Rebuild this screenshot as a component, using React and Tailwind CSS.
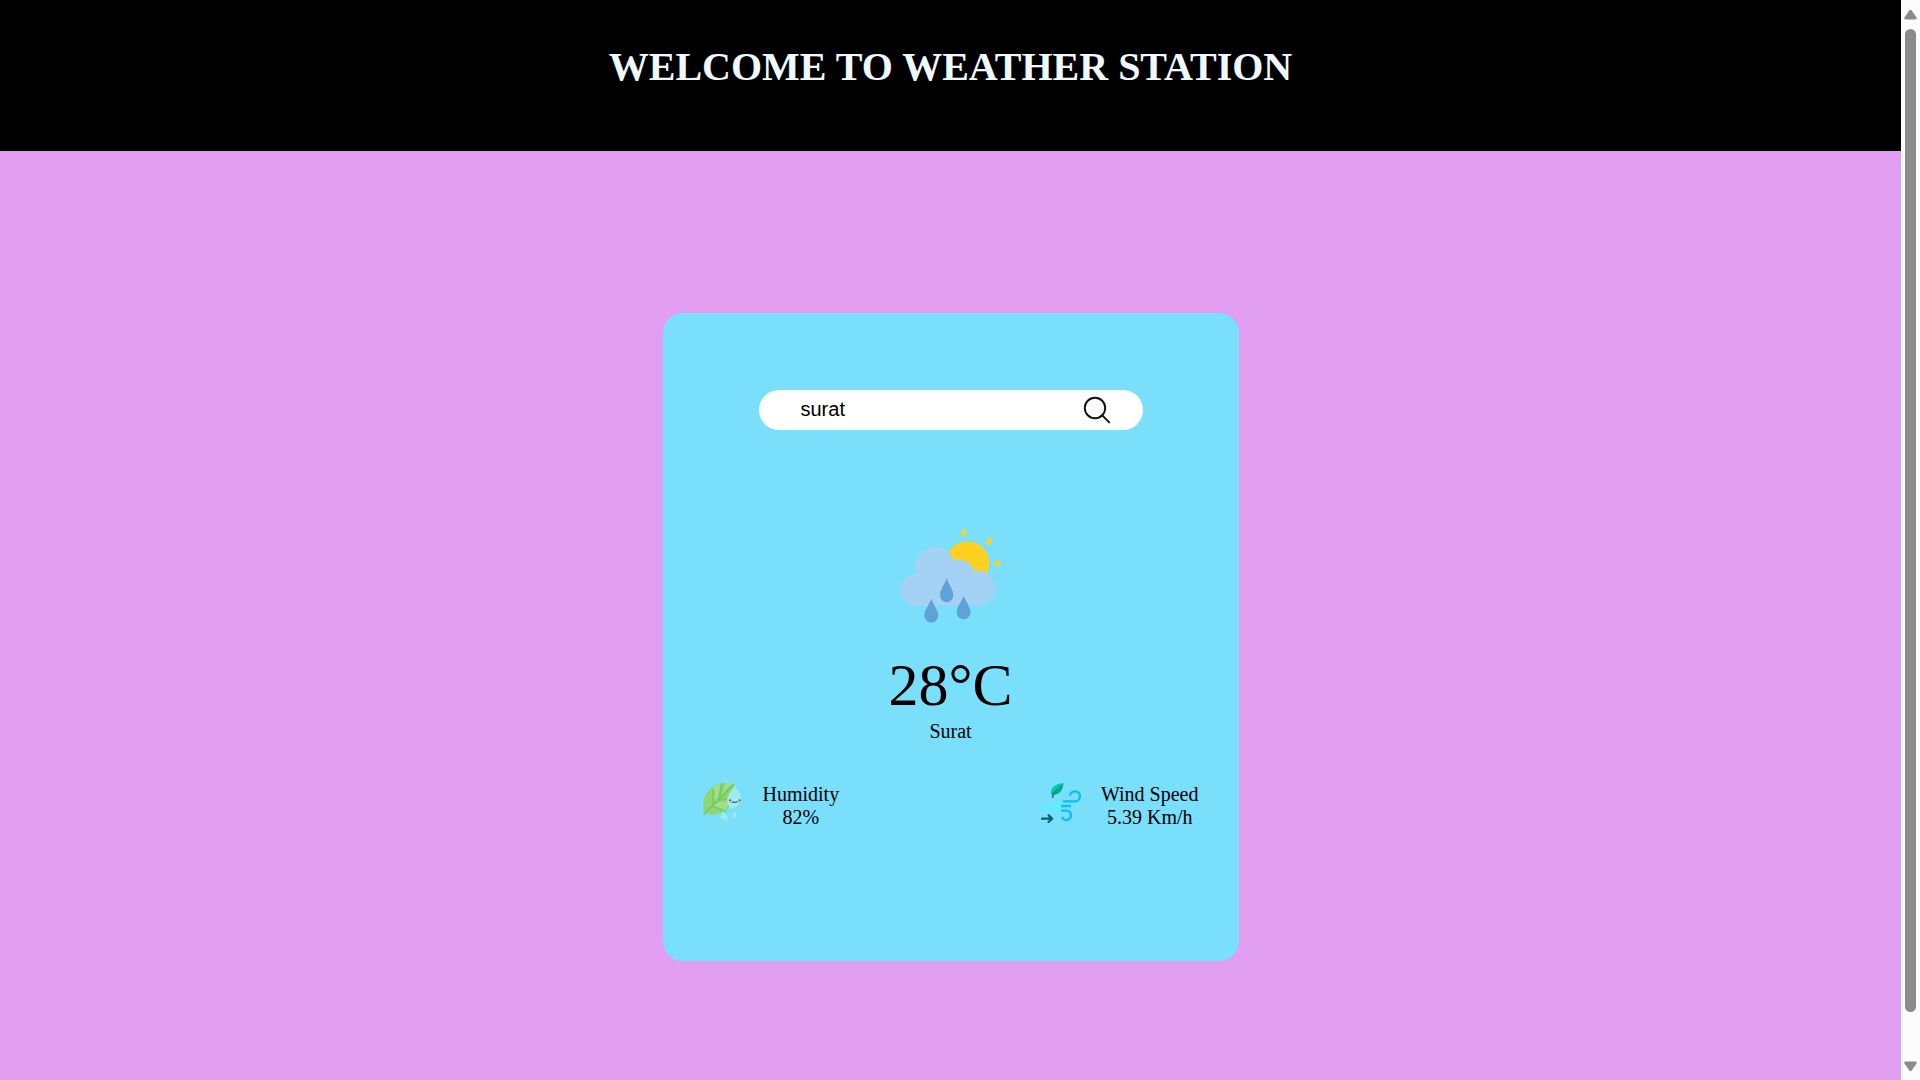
import { useState } from "react";

function SearchIcon() {
  return (
    <svg viewBox="0 0 28 28" className="size-7" fill="none" stroke="#111" strokeWidth="1.9" strokeLinecap="round" aria-hidden="true">
      <circle cx="12" cy="12" r="10.2" />
      <path d="M19.3 19.3 26.2 26.4" />
    </svg>
  );
}

function RainIcon() {
  return (
    <svg viewBox="3 0 420 390" className="h-[130px] w-[140px]" role="img" aria-label="Rain with sun">
      <g fill="#ffd01f">
        <circle cx="262" cy="160" r="66" />
        <rect x="245" y="58" width="12" height="21" rx="4" />
        <rect x="342" y="154" width="21" height="12" rx="4" />
        <rect x="316" y="88" width="23" height="12" rx="4" transform="rotate(-45 327 94)" />
      </g>
      <path
        fill="#a4d2f5"
        d="M110 288a48 48 0 0 1-1-97a60 60 0 0 1 113-41a52 52 0 0 1 61 33a53 53 0 1 1 12 105Z"
      />
      <g fill="#60a2d8">
        <path d="M200 205c5 17 20 33 20 51a20 21 0 0 1-40 0c0-18 15-34 20-51Z" />
        <path d="M154 266c5 17 21 33 21 51a21 21 0 0 1-42 0c0-18 16-34 21-51Z" />
        <path d="M251 257c5 17 21 33 21 50a21 21 0 0 1-42 0c0-17 16-33 21-50Z" />
      </g>
    </svg>
  );
}

function HumidityIcon() {
  return (
    <svg viewBox="21 21 120 120" className="size-10" aria-hidden="true">
      <path fill="#8ed573" d="M26 111C12 68 36 34 66 25c16-4 34-4 48-1c2 15 4 34-4 52c-12 30-46 50-84 35Z" />
      <path fill="#a4dd8b" d="M54 31l20-7l-8 40l-13 13ZM88 22h20L79 54ZM45 96l19-16l40-5c-6 15-13 23-23 31Z" />
      <path fill="none" stroke="#76cd60" strokeWidth="6" strokeLinecap="round" d="M24 115 112 27M52 44v43M78 23l-9 47M70 71l30-4M50 91l38 15" />
      <path fill="#a0ebef" d="M116 29c-9 13-23 28-23 46a23 24 0 0 0 46 0c0-18-14-33-23-46Z" />
      <path fill="#7fe0e9" d="M134 56c8 17 5 31-4 39c-8 6-18 5-24 1c25-3 30-19 28-40Z" />
      <path fill="#a0ebef" d="M82 105c-5 9-11 16-8 26c4 11 17 11 21 1c3-9-7-17-13-27ZM115 106c-4 8-7 12-5 18c3 7 12 7 14 0c2-6-5-11-9-18Z" />
      <path fill="#7fe0e9" d="M77 122c0 9 10 10 16 9c-4 10-18 10-20-2ZM111 118c1 7 7 7 13 6c-3 6-13 7-14-1Z" />
      <circle cx="102" cy="73" r="3" fill="#335866" />
      <circle cx="131" cy="73" r="3" fill="#335866" />
      <path fill="none" stroke="#335866" strokeWidth="3.5" strokeLinecap="round" d="M108 77q8 4 16 0" />
      <path fill="none" stroke="#f29bb0" strokeWidth="3" strokeLinecap="round" d="M101 79h3M129 79h3" />
    </svg>
  );
}

function WindIcon() {
  return (
    <svg viewBox="18 21 120 120" className="size-10" aria-hidden="true">
      <path fill="#00cba4" d="M85 21C64 23 46 34 48 52l4 7Z" />
      <path fill="#00aa8d" d="M85 21c0 21-12 36-31 36L51 53Z" />
      <path fill="none" stroke="#008b78" strokeWidth="5" strokeLinecap="round" d="M53 64c-1-8 4-14 12-22" />
      <g fill="none" strokeWidth="7">
        <path stroke="#4ff8ff" d="M60 76h15M18 90h21M47 90h31M28 104h50" />
        <path stroke="#08c0f4" d="M84 76h36a15 15 0 1 0-15-17M78 90h30M78 104h15a14 14 0 1 1-12 19" />
        <path stroke="#07617b" strokeLinecap="round" strokeLinejoin="round" d="M21 128h29M41 118l10 10-10 10" />
      </g>
    </svg>
  );
}

function Reading({ icon, label, value }) {
  return (
    <div className="flex items-start gap-5">
      {icon}
      <div>
        <p>{label}</p>
        <p>{value}</p>
      </div>
    </div>
  );
}

function ScrollTrack() {
  return (
    <div className="flex w-[19px] shrink-0 flex-col items-center bg-[#fcfcfc] pt-[9px] pb-2" aria-hidden="true">
      <svg viewBox="0 0 13 11" className="h-[11px] w-[13px]" fill="#8b8b8b">
        <path d="M5.3 1.4Q6.5 0 7.7 1.4L12.6 8.6Q13 10.5 11.5 10.5H1.5Q0 10.5.4 8.6Z" />
      </svg>
      <div className="mt-[9px] mb-[49px] w-[11px] flex-1 rounded-full bg-[#8b8b8b]" />
      <svg viewBox="0 0 13 11" className="h-[11px] w-[13px]" fill="#8b8b8b">
        <path d="M5.3 9.6Q6.5 11 7.7 9.6L12.6 2.4Q13 .5 11.5.5H1.5Q0 .5.4 2.4Z" />
      </svg>
    </div>
  );
}

export default function App() {
  const [city, setCity] = useState("surat");

  return (
    <div className="flex h-screen overflow-hidden font-['Liberation_Serif',serif] text-black">
      <div className="min-w-0 flex-1 bg-[#e29ff1]">
        <header className="bg-black px-4 pt-11 pb-[61px] text-center">
          <h1 className="text-[40px] leading-[46px] font-bold text-[#f0f8ff]">WELCOME TO WEATHER STATION</h1>
        </header>
        <main className="mx-auto mt-[162px] min-h-[648px] w-full max-w-[576px] rounded-[20px] bg-[#79dffb] px-10 pt-[77px] text-center text-xl leading-[23px]">
          <form
            className="mx-auto flex h-10 w-full max-w-96 items-center rounded-full bg-white pr-8 pl-[42px]"
            onSubmit={(e) => e.preventDefault()}
          >
            <input
              type="text"
              aria-label="City"
              value={city}
              onChange={(e) => setCity(e.target.value)}
              className="min-w-0 flex-1 bg-transparent pb-0.5 font-['Liberation_Sans',sans-serif] text-xl leading-6 outline-none"
            />
            <button type="submit" aria-label="Search" className="cursor-pointer">
              <SearchIcon />
            </button>
          </form>
          <div className="mt-20 flex justify-center">
            <RainIcon />
          </div>
          <p className="mt-[11px] text-[60px] leading-[69px]">28°C</p>
          <p>Surat</p>
          <div className="mt-10 flex justify-between">
            <Reading icon={<HumidityIcon />} label="Humidity" value="82%" />
            <Reading icon={<WindIcon />} label="Wind Speed" value="5.39 Km/h" />
          </div>
        </main>
      </div>
      <ScrollTrack />
    </div>
  );
}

***

• Problem statement: Transcribe the whole listing, character for character, but not its images.

• Task output:
Rebuild this screenshot as a component, using React and Tailwind CSS.
import { useState } from "react";

function SearchIcon() {
  return (
    <svg viewBox="0 0 28 28" className="size-7" fill="none" stroke="#111" strokeWidth="1.9" strokeLinecap="round" aria-hidden="true">
      <circle cx="12" cy="12" r="10.2" />
      <path d="M19.3 19.3 26.2 26.4" />
    </svg>
  );
}

function RainIcon() {
  return (
    <svg viewBox="3 0 420 390" className="h-[130px] w-[140px]" role="img" aria-label="Rain with sun">
      <g fill="#ffd01f">
        <circle cx="262" cy="160" r="66" />
        <rect x="245" y="58" width="12" height="21" rx="4" />
        <rect x="342" y="154" width="21" height="12" rx="4" />
        <rect x="316" y="88" width="23" height="12" rx="4" transform="rotate(-45 327 94)" />
      </g>
      <path
        fill="#a4d2f5"
        d="M110 288a48 48 0 0 1-1-97a60 60 0 0 1 113-41a52 52 0 0 1 61 33a53 53 0 1 1 12 105Z"
      />
      <g fill="#60a2d8">
        <path d="M200 205c5 17 20 33 20 51a20 21 0 0 1-40 0c0-18 15-34 20-51Z" />
        <path d="M154 266c5 17 21 33 21 51a21 21 0 0 1-42 0c0-18 16-34 21-51Z" />
        <path d="M251 257c5 17 21 33 21 50a21 21 0 0 1-42 0c0-17 16-33 21-50Z" />
      </g>
    </svg>
  );
}

function HumidityIcon() {
  return (
    <svg viewBox="21 21 120 120" className="size-10" aria-hidden="true">
      <path fill="#8ed573" d="M26 111C12 68 36 34 66 25c16-4 34-4 48-1c2 15 4 34-4 52c-12 30-46 50-84 35Z" />
      <path fill="#a4dd8b" d="M54 31l20-7l-8 40l-13 13ZM88 22h20L79 54ZM45 96l19-16l40-5c-6 15-13 23-23 31Z" />
      <path fill="none" stroke="#76cd60" strokeWidth="6" strokeLinecap="round" d="M24 115 112 27M52 44v43M78 23l-9 47M70 71l30-4M50 91l38 15" />
      <path fill="#a0ebef" d="M116 29c-9 13-23 28-23 46a23 24 0 0 0 46 0c0-18-14-33-23-46Z" />
      <path fill="#7fe0e9" d="M134 56c8 17 5 31-4 39c-8 6-18 5-24 1c25-3 30-19 28-40Z" />
      <path fill="#a0ebef" d="M82 105c-5 9-11 16-8 26c4 11 17 11 21 1c3-9-7-17-13-27ZM115 106c-4 8-7 12-5 18c3 7 12 7 14 0c2-6-5-11-9-18Z" />
      <path fill="#7fe0e9" d="M77 122c0 9 10 10 16 9c-4 10-18 10-20-2ZM111 118c1 7 7 7 13 6c-3 6-13 7-14-1Z" />
      <circle cx="102" cy="73" r="3" fill="#335866" />
      <circle cx="131" cy="73" r="3" fill="#335866" />
      <path fill="none" stroke="#335866" strokeWidth="3.5" strokeLinecap="round" d="M108 77q8 4 16 0" />
      <path fill="none" stroke="#f29bb0" strokeWidth="3" strokeLinecap="round" d="M101 79h3M129 79h3" />
    </svg>
  );
}

function WindIcon() {
  return (
    <svg viewBox="18 21 120 120" className="size-10" aria-hidden="true">
      <path fill="#00cba4" d="M85 21C64 23 46 34 48 52l4 7Z" />
      <path fill="#00aa8d" d="M85 21c0 21-12 36-31 36L51 53Z" />
      <path fill="none" stroke="#008b78" strokeWidth="5" strokeLinecap="round" d="M53 64c-1-8 4-14 12-22" />
      <g fill="none" strokeWidth="7">
        <path stroke="#4ff8ff" d="M60 76h15M18 90h21M47 90h31M28 104h50" />
        <path stroke="#08c0f4" d="M84 76h36a15 15 0 1 0-15-17M78 90h30M78 104h15a14 14 0 1 1-12 19" />
        <path stroke="#07617b" strokeLinecap="round" strokeLinejoin="round" d="M21 128h29M41 118l10 10-10 10" />
      </g>
    </svg>
  );
}

function Reading({ icon, label, value }) {
  return (
    <div className="flex items-start gap-5">
      {icon}
      <div>
        <p>{label}</p>
        <p>{value}</p>
      </div>
    </div>
  );
}

function ScrollTrack() {
  return (
    <div className="flex w-[19px] shrink-0 flex-col items-center bg-[#fcfcfc] pt-[9px] pb-2" aria-hidden="true">
      <svg viewBox="0 0 13 11" className="h-[11px] w-[13px]" fill="#8b8b8b">
        <path d="M5.3 1.4Q6.5 0 7.7 1.4L12.6 8.6Q13 10.5 11.5 10.5H1.5Q0 10.5.4 8.6Z" />
      </svg>
      <div className="mt-[9px] mb-[49px] w-[11px] flex-1 rounded-full bg-[#8b8b8b]" />
      <svg viewBox="0 0 13 11" className="h-[11px] w-[13px]" fill="#8b8b8b">
        <path d="M5.3 9.6Q6.5 11 7.7 9.6L12.6 2.4Q13 .5 11.5.5H1.5Q0 .5.4 2.4Z" />
      </svg>
    </div>
  );
}

export default function App() {
  const [city, setCity] = useState("surat");

  return (
    <div className="flex h-screen overflow-hidden font-['Liberation_Serif',serif] text-black">
      <div className="min-w-0 flex-1 bg-[#e29ff1]">
        <header className="bg-black px-4 pt-11 pb-[61px] text-center">
          <h1 className="text-[40px] leading-[46px] font-bold text-[#f0f8ff]">WELCOME TO WEATHER STATION</h1>
        </header>
        <main className="mx-auto mt-[162px] min-h-[648px] w-full max-w-[576px] rounded-[20px] bg-[#79dffb] px-10 pt-[77px] text-center text-xl leading-[23px]">
          <form
            className="mx-auto flex h-10 w-full max-w-96 items-center rounded-full bg-white pr-8 pl-[42px]"
            onSubmit={(e) => e.preventDefault()}
          >
            <input
              type="text"
              aria-label="City"
              value={city}
              onChange={(e) => setCity(e.target.value)}
              className="min-w-0 flex-1 bg-transparent pb-0.5 font-['Liberation_Sans',sans-serif] text-xl leading-6 outline-none"
            />
            <button type="submit" aria-label="Search" className="cursor-pointer">
              <SearchIcon />
            </button>
          </form>
          <div className="mt-20 flex justify-center">
            <RainIcon />
          </div>
          <p className="mt-[11px] text-[60px] leading-[69px]">28°C</p>
          <p>Surat</p>
          <div className="mt-10 flex justify-between">
            <Reading icon={<HumidityIcon />} label="Humidity" value="82%" />
            <Reading icon={<WindIcon />} label="Wind Speed" value="5.39 Km/h" />
          </div>
        </main>
      </div>
      <ScrollTrack />
    </div>
  );
}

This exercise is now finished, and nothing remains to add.